Впрочем, у кого повернется язык пристыдить мальчишку за попрошайничество, тем более, что знакомый нам уже англичанин-сценарист, второй месяц бездельничающий здесь из-за невозможности курить и хорошо знающий все сплетни гест-хауса, рассказал мне историю этого мальчика, дающую дополнительный штрих к идиллической атмосфере Ашрама. Мальчик этот считается сыном менеджера, хотя на самом деле он просто куплен им у бедных родителей. Родная мать время от времени приходит в гест-хаус и, плача, просит менеджера вернуть ей сына, но тот неизменно прогоняет ее. И надо сказать, что в этом наш менеджер идет по стопам Божественной Матери, которая никогда не позволяла детям, принятым в Ашрам, даже встречаться с их матерями – у них, говорила она, теперь только одна мать, это я!
И я согласен с нею – действительно, у человека может быть только одна мать.
На этой глубокомысленной ноте мы покидаем единственный город Тамил-Наду, ежегодно с энтузиазмом отмечающий День взятия Бастилии, и перемещаемся в обещанный в самом начале Ауровилль.
Как идея Ауровилль не может не восхищать. Город будущего, открытый людям всех религий, рас, национальностей, даже профессий. Город – спираль, город бескорыстного труда, город – красавец, воплощенная мечта лучших сынов человечества.
Недоброжелатели же, а их большинство, считают, что идея идеей, а воплощение хромает, а вернее и вообще отсутствует.
Истина, естественно, посредине.

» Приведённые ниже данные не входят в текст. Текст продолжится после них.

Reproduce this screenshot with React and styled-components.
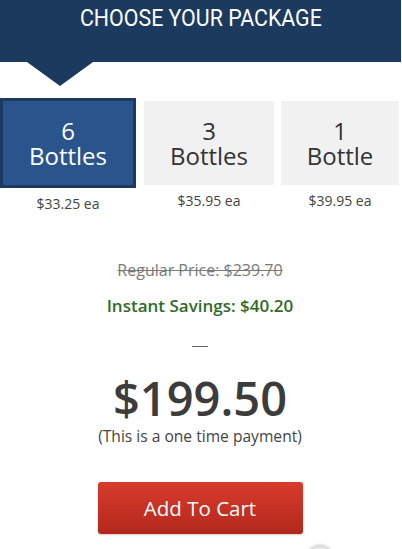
import React from "react";
import styled, { createGlobalStyle } from "styled-components";

const Global = createGlobalStyle`
  html, body { margin: 0; padding: 0; background: #fff; }
  body { font-family: "Open Sans", "Lato", sans-serif; overflow: hidden; }
`;

const Page = styled.div`
  width: 402px;
  height: 549px;
  position: relative;
  overflow: hidden;
`;

const Header = styled.div`
  width: 401px;
  height: 62px;
  background: #1b3a5e;
  display: flex;
  justify-content: center;
  box-sizing: border-box;
  padding-top: 4px;
`;

const Title = styled.h1`
  margin: 0;
  font-family: "Roboto", sans-serif;
  font-weight: 400;
  font-size: 24px;
  line-height: 28px;
  color: #fff;
  display: inline-block;
  transform: scaleX(0.89);
  white-space: nowrap;
`;

const Arrow = styled.div`
  width: 0;
  height: 0;
  margin-left: 27px;
  border-left: 33px solid transparent;
  border-right: 33px solid transparent;
  border-top: 24px solid #1b3a5e;
`;

const Options = styled.div`
  display: flex;
  align-items: flex-start;
  margin-top: 12px;
`;

const Option = styled.div`
  display: flex;
  flex-direction: column;
  align-items: center;
  width: ${(p) => p.$w}px;
  margin-left: ${(p) => p.$ml}px;
  margin-top: ${(p) => (p.$selected ? 0 : 3)}px;
`;

const Box = styled.div`
  width: 100%;
  height: ${(p) => (p.$selected ? 90 : 84)}px;
  box-sizing: border-box;
  background: ${(p) => (p.$selected ? "#2a558c" : "#f1f1f1")};
  border: ${(p) => (p.$selected ? "3px solid #1c3a60" : "none")};
  color: ${(p) => (p.$selected ? "#fff" : "#333")};
  display: flex;
  flex-direction: column;
  align-items: center;
  justify-content: center;
  font-size: 24px;
  line-height: 25px;
`;

const BoxLine = styled.div`
  height: 25px;
`;

const Each = styled.div`
  margin-top: 8px;
  font-size: 14px;
  line-height: 16px;
  color: #444;
`;

const Summary = styled.div`
  display: flex;
  flex-direction: column;
  align-items: center;
  width: 400px;
`;

const Regular = styled.div`
  margin-top: 48px;
  font-size: 16px;
  line-height: 20px;
  color: #7a7a7a;
  text-decoration: line-through;
`;

const Savings = styled.div`
  margin-top: 16px;
  font-size: 17px;
  line-height: 20px;
  font-weight: 600;
  color: #2f6b2a;
`;

const Dash = styled.div`
  margin-top: 30px;
  width: 16px;
  height: 1px;
  background: #666;
`;

const Price = styled.div`
  margin-top: 23px;
  font-size: 47px;
  line-height: 56px;
  font-weight: 600;
  color: #3c3c3c;
`;

const Note = styled.div`
  font-size: 15.6px;
  line-height: 20px;
  color: #444;
`;

const CartButton = styled.button`
  margin-top: 36px;
  width: 205px;
  height: 52px;
  border: none;
  border-radius: 3px;
  background: linear-gradient(#d83b2c, #b3281c);
  color: #fff;
  font-family: "Open Sans", sans-serif;
  font-size: 20.5px;
  box-shadow: 0 1px 2px rgba(0, 0, 0, 0.2);
`;

const ScrollTop = styled.div`
  position: absolute;
  left: 307px;
  top: 546px;
  width: 26px;
  height: 26px;
  border-radius: 50%;
  background: #e6e6e6;
  box-shadow: 0 -1px 3px rgba(0, 0, 0, 0.25);
`;

const options = [
  { n: "6", label: "Bottles", each: "$33.25 ea", w: 136, ml: 0, selected: true },
  { n: "3", label: "Bottles", each: "$35.95 ea", w: 130, ml: 8 },
  { n: "1", label: "Bottle", each: "$39.95 ea", w: 118, ml: 7 },
];

export default function App() {
  return (
    <Page>
      <Global />
      <Header>
        <Title>CHOOSE YOUR PACKAGE</Title>
      </Header>
      <Arrow />
      <Options>
        {options.map((o) => (
          <Option key={o.n} $w={o.w} $ml={o.ml} $selected={o.selected}>
            <Box $selected={o.selected}>
              <BoxLine>{o.n}</BoxLine>
              <BoxLine>{o.label}</BoxLine>
            </Box>
            <Each>{o.each}</Each>
          </Option>
        ))}
      </Options>
      <Summary>
        <Regular>Regular Price: $239.70</Regular>
        <Savings>Instant Savings: $40.20</Savings>
        <Dash />
        <Price>$199.50</Price>
        <Note>(This is a one time payment)</Note>
        <CartButton>Add To Cart</CartButton>
      </Summary>
      <ScrollTop />
    </Page>
  );
}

Города как такового нет, есть постройки-недостройки, есть немалый интернациональный контингент (недоброжелатели намекают, что его составляют среди прочих асоциальные и даже криминальные элементы).
Тамильские деревни, через которые «велосипедят», как сказал бы Игорь Северягин, разные голландцы и немцы, остаются чужими и великой недостройке, и монументальным соединениям науки и йоги, прославившим имя Ауробиндо Гхоша.